Without the pictures, repeat the listing character for character.

__________________________________________________

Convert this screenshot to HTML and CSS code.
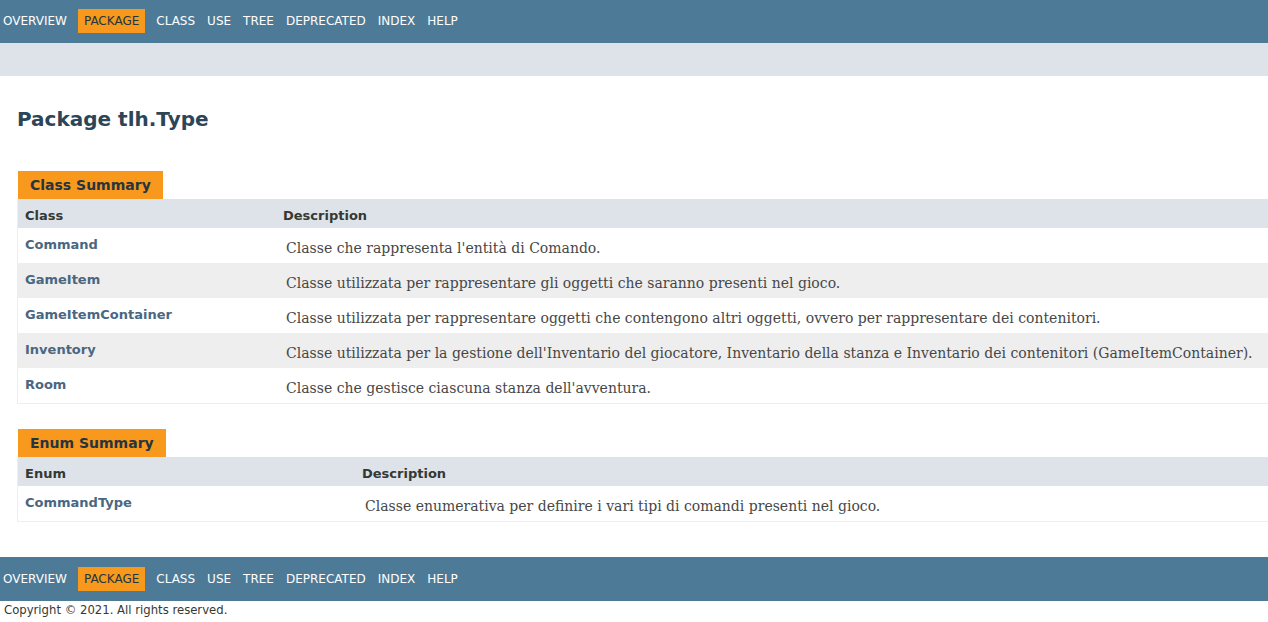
FILE: index.html
```html
<!DOCTYPE html>
<html lang="it">
<head>
<meta charset="utf-8">
<title>tlh.Type</title>
<link rel="stylesheet" href="styles.css">
</head>
<body>
<nav class="navbar">
  <ul class="navlist">
    <li><a href="#">Overview</a></li>
    <li class="current">Package</li>
    <li>Class</li>
    <li>Use</li>
    <li><a href="#">Tree</a></li>
    <li><a href="#">Deprecated</a></li>
    <li><a href="#">Index</a></li>
    <li><a href="#">Help</a></li>
  </ul>
</nav>
<div class="subnav"></div>
<main class="content">
  <h1 class="title">Package tlh.Type</h1>
  <table class="summary class-summary">
    <caption><span>Class Summary</span></caption>
    <colgroup><col class="first"><col></colgroup>
    <thead>
      <tr><th>Class</th><th>Description</th></tr>
    </thead>
    <tbody>
      <tr class="alt"><th class="col-first"><a href="#">Command</a></th><td class="col-last"><div class="block">Classe che rappresenta l'entità di Comando.</div></td></tr>
      <tr class="row"><th class="col-first"><a href="#">GameItem</a></th><td class="col-last"><div class="block">Classe utilizzata per rappresentare gli oggetti che saranno presenti nel gioco.</div></td></tr>
      <tr class="alt"><th class="col-first"><a href="#">GameItemContainer</a></th><td class="col-last"><div class="block">Classe utilizzata per rappresentare oggetti che contengono altri oggetti, ovvero per rappresentare dei contenitori.</div></td></tr>
      <tr class="row"><th class="col-first"><a href="#">Inventory</a></th><td class="col-last"><div class="block">Classe utilizzata per la gestione dell'Inventario del giocatore, Inventario della stanza e Inventario dei contenitori (GameItemContainer).</div></td></tr>
      <tr class="alt"><th class="col-first"><a href="#">Room</a></th><td class="col-last"><div class="block">Classe che gestisce ciascuna stanza dell'avventura.</div></td></tr>
    </tbody>
  </table>
  <table class="summary enum-summary">
    <caption><span>Enum Summary</span></caption>
    <colgroup><col class="first"><col></colgroup>
    <thead>
      <tr><th>Enum</th><th>Description</th></tr>
    </thead>
    <tbody>
      <tr class="alt"><th class="col-first"><a href="#">CommandType</a></th><td class="col-last"><div class="block">Classe enumerativa per definire i vari tipi di comandi presenti nel gioco.</div></td></tr>
    </tbody>
  </table>
</main>
<footer class="footer">
  <nav class="navbar bottom">
    <ul class="navlist">
      <li><a href="#">Overview</a></li>
      <li class="current">Package</li>
      <li>Class</li>
      <li>Use</li>
      <li><a href="#">Tree</a></li>
      <li><a href="#">Deprecated</a></li>
      <li><a href="#">Index</a></li>
      <li><a href="#">Help</a></li>
    </ul>
  </nav>
  <p class="legal">Copyright © 2021. All rights reserved.</p>
</footer>
</body>
</html>
```

FILE: styles.css
```css
html, body {
  margin: 0;
  padding: 0;
}
body {
  background: #ffffff;
  color: #353833;
  font-family: "DejaVu Sans", Arial, sans-serif;
  font-size: 14px;
}
a {
  text-decoration: none;
  color: #4A6782;
}

.navbar {
  background: #4D7A97;
  color: #ffffff;
  height: 43px;
  box-sizing: border-box;
  padding-top: 9px;
  font-size: 12px;
  overflow: hidden;
}
.navbar.bottom {
  height: 44px;
  padding-top: 10px;
}
.navlist {
  display: flex;
  margin: 0;
  padding: 0;
  list-style: none;
}
.navlist li {
  padding: 5px 6px;
  text-transform: uppercase;
  line-height: 14px;
}
.navlist li:first-child {
  padding-left: 3px;
}
.navlist a {
  color: #ffffff;
}
.navlist .current {
  background: #F8981D;
  color: #253441;
  margin: 0 5px;
}

.subnav {
  background: #dee3e9;
  height: 33px;
}

.content {
  padding: 0 0 0 17px;
  overflow: hidden;
}
.title {
  margin: 32px 0 0 0;
  font-size: 20px;
  line-height: 23px;
  color: #2c4557;
}

.summary {
  width: 1280px;
  table-layout: fixed;
  border-spacing: 0;
  border-left: 1px solid #EEE;
  border-right: 1px solid #EEE;
  border-bottom: 1px solid #EEE;
}
.class-summary {
  margin-top: 30px;
}
.enum-summary {
  margin-top: 15px;
}
.class-summary col.first {
  width: 258px;
}
.enum-summary col.first {
  width: 337px;
}
.summary caption {
  text-align: left;
  padding: 10px 0 0 1px;
  margin: 0;
  color: #253441;
  font-weight: bold;
  white-space: nowrap;
}
.summary caption span {
  display: block;
  width: max-content;
  background: #F8981D;
  padding: 6px 12px 6px 12px;
  height: 16px;
  line-height: 16px;
}
.summary thead th {
  background: #dee3e9;
  text-align: left;
  font-size: 13px;
  font-weight: bold;
  line-height: 18px;
  padding: 8px 3px 3px 7px;
  vertical-align: top;
}
.summary tbody th,
.summary tbody td {
  text-align: left;
  vertical-align: top;
  padding: 8px 3px 3px 7px;
}
.col-first {
  font-size: 13px;
  line-height: 17px;
  white-space: nowrap;
  font-weight: bold;
}
.col-first a {
  font-weight: bold;
}
.alt th, .alt td {
  background: #ffffff;
}
.row th, .row td {
  background: #EEEEEF;
}
.block {
  font-family: "DejaVu Serif", Georgia, "Times New Roman", serif;
  font-size: 14px;
  line-height: 19px;
  color: #474747;
  margin: 3px 10px 2px 3px;
}

.footer {
  margin-top: 35px;
}
.legal {
  margin: 0 0 0 4px;
  font-size: 11.67px;
  line-height: 14px;
  padding-top: 2px;
}
```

__________________________________________________

▸ RESULT OF THE EXERCISE
Convert this screenshot to HTML and CSS code.
FILE: index.html
```html
<!DOCTYPE html>
<html lang="it">
<head>
<meta charset="utf-8">
<title>tlh.Type</title>
<link rel="stylesheet" href="styles.css">
</head>
<body>
<nav class="navbar">
  <ul class="navlist">
    <li><a href="#">Overview</a></li>
    <li class="current">Package</li>
    <li>Class</li>
    <li>Use</li>
    <li><a href="#">Tree</a></li>
    <li><a href="#">Deprecated</a></li>
    <li><a href="#">Index</a></li>
    <li><a href="#">Help</a></li>
  </ul>
</nav>
<div class="subnav"></div>
<main class="content">
  <h1 class="title">Package tlh.Type</h1>
  <table class="summary class-summary">
    <caption><span>Class Summary</span></caption>
    <colgroup><col class="first"><col></colgroup>
    <thead>
      <tr><th>Class</th><th>Description</th></tr>
    </thead>
    <tbody>
      <tr class="alt"><th class="col-first"><a href="#">Command</a></th><td class="col-last"><div class="block">Classe che rappresenta l'entità di Comando.</div></td></tr>
      <tr class="row"><th class="col-first"><a href="#">GameItem</a></th><td class="col-last"><div class="block">Classe utilizzata per rappresentare gli oggetti che saranno presenti nel gioco.</div></td></tr>
      <tr class="alt"><th class="col-first"><a href="#">GameItemContainer</a></th><td class="col-last"><div class="block">Classe utilizzata per rappresentare oggetti che contengono altri oggetti, ovvero per rappresentare dei contenitori.</div></td></tr>
      <tr class="row"><th class="col-first"><a href="#">Inventory</a></th><td class="col-last"><div class="block">Classe utilizzata per la gestione dell'Inventario del giocatore, Inventario della stanza e Inventario dei contenitori (GameItemContainer).</div></td></tr>
      <tr class="alt"><th class="col-first"><a href="#">Room</a></th><td class="col-last"><div class="block">Classe che gestisce ciascuna stanza dell'avventura.</div></td></tr>
    </tbody>
  </table>
  <table class="summary enum-summary">
    <caption><span>Enum Summary</span></caption>
    <colgroup><col class="first"><col></colgroup>
    <thead>
      <tr><th>Enum</th><th>Description</th></tr>
    </thead>
    <tbody>
      <tr class="alt"><th class="col-first"><a href="#">CommandType</a></th><td class="col-last"><div class="block">Classe enumerativa per definire i vari tipi di comandi presenti nel gioco.</div></td></tr>
    </tbody>
  </table>
</main>
<footer class="footer">
  <nav class="navbar bottom">
    <ul class="navlist">
      <li><a href="#">Overview</a></li>
      <li class="current">Package</li>
      <li>Class</li>
      <li>Use</li>
      <li><a href="#">Tree</a></li>
      <li><a href="#">Deprecated</a></li>
      <li><a href="#">Index</a></li>
      <li><a href="#">Help</a></li>
    </ul>
  </nav>
  <p class="legal">Copyright © 2021. All rights reserved.</p>
</footer>
</body>
</html>
```

FILE: styles.css
```css
html, body {
  margin: 0;
  padding: 0;
}
body {
  background: #ffffff;
  color: #353833;
  font-family: "DejaVu Sans", Arial, sans-serif;
  font-size: 14px;
}
a {
  text-decoration: none;
  color: #4A6782;
}

.navbar {
  background: #4D7A97;
  color: #ffffff;
  height: 43px;
  box-sizing: border-box;
  padding-top: 9px;
  font-size: 12px;
  overflow: hidden;
}
.navbar.bottom {
  height: 44px;
  padding-top: 10px;
}
.navlist {
  display: flex;
  margin: 0;
  padding: 0;
  list-style: none;
}
.navlist li {
  padding: 5px 6px;
  text-transform: uppercase;
  line-height: 14px;
}
.navlist li:first-child {
  padding-left: 3px;
}
.navlist a {
  color: #ffffff;
}
.navlist .current {
  background: #F8981D;
  color: #253441;
  margin: 0 5px;
}

.subnav {
  background: #dee3e9;
  height: 33px;
}

.content {
  padding: 0 0 0 17px;
  overflow: hidden;
}
.title {
  margin: 32px 0 0 0;
  font-size: 20px;
  line-height: 23px;
  color: #2c4557;
}

.summary {
  width: 1280px;
  table-layout: fixed;
  border-spacing: 0;
  border-left: 1px solid #EEE;
  border-right: 1px solid #EEE;
  border-bottom: 1px solid #EEE;
}
.class-summary {
  margin-top: 30px;
}
.enum-summary {
  margin-top: 15px;
}
.class-summary col.first {
  width: 258px;
}
.enum-summary col.first {
  width: 337px;
}
.summary caption {
  text-align: left;
  padding: 10px 0 0 1px;
  margin: 0;
  color: #253441;
  font-weight: bold;
  white-space: nowrap;
}
.summary caption span {
  display: block;
  width: max-content;
  background: #F8981D;
  padding: 6px 12px 6px 12px;
  height: 16px;
  line-height: 16px;
}
.summary thead th {
  background: #dee3e9;
  text-align: left;
  font-size: 13px;
  font-weight: bold;
  line-height: 18px;
  padding: 8px 3px 3px 7px;
  vertical-align: top;
}
.summary tbody th,
.summary tbody td {
  text-align: left;
  vertical-align: top;
  padding: 8px 3px 3px 7px;
}
.col-first {
  font-size: 13px;
  line-height: 17px;
  white-space: nowrap;
  font-weight: bold;
}
.col-first a {
  font-weight: bold;
}
.alt th, .alt td {
  background: #ffffff;
}
.row th, .row td {
  background: #EEEEEF;
}
.block {
  font-family: "DejaVu Serif", Georgia, "Times New Roman", serif;
  font-size: 14px;
  line-height: 19px;
  color: #474747;
  margin: 3px 10px 2px 3px;
}

.footer {
  margin-top: 35px;
}
.legal {
  margin: 0 0 0 4px;
  font-size: 11.67px;
  line-height: 14px;
  padding-top: 2px;
}
```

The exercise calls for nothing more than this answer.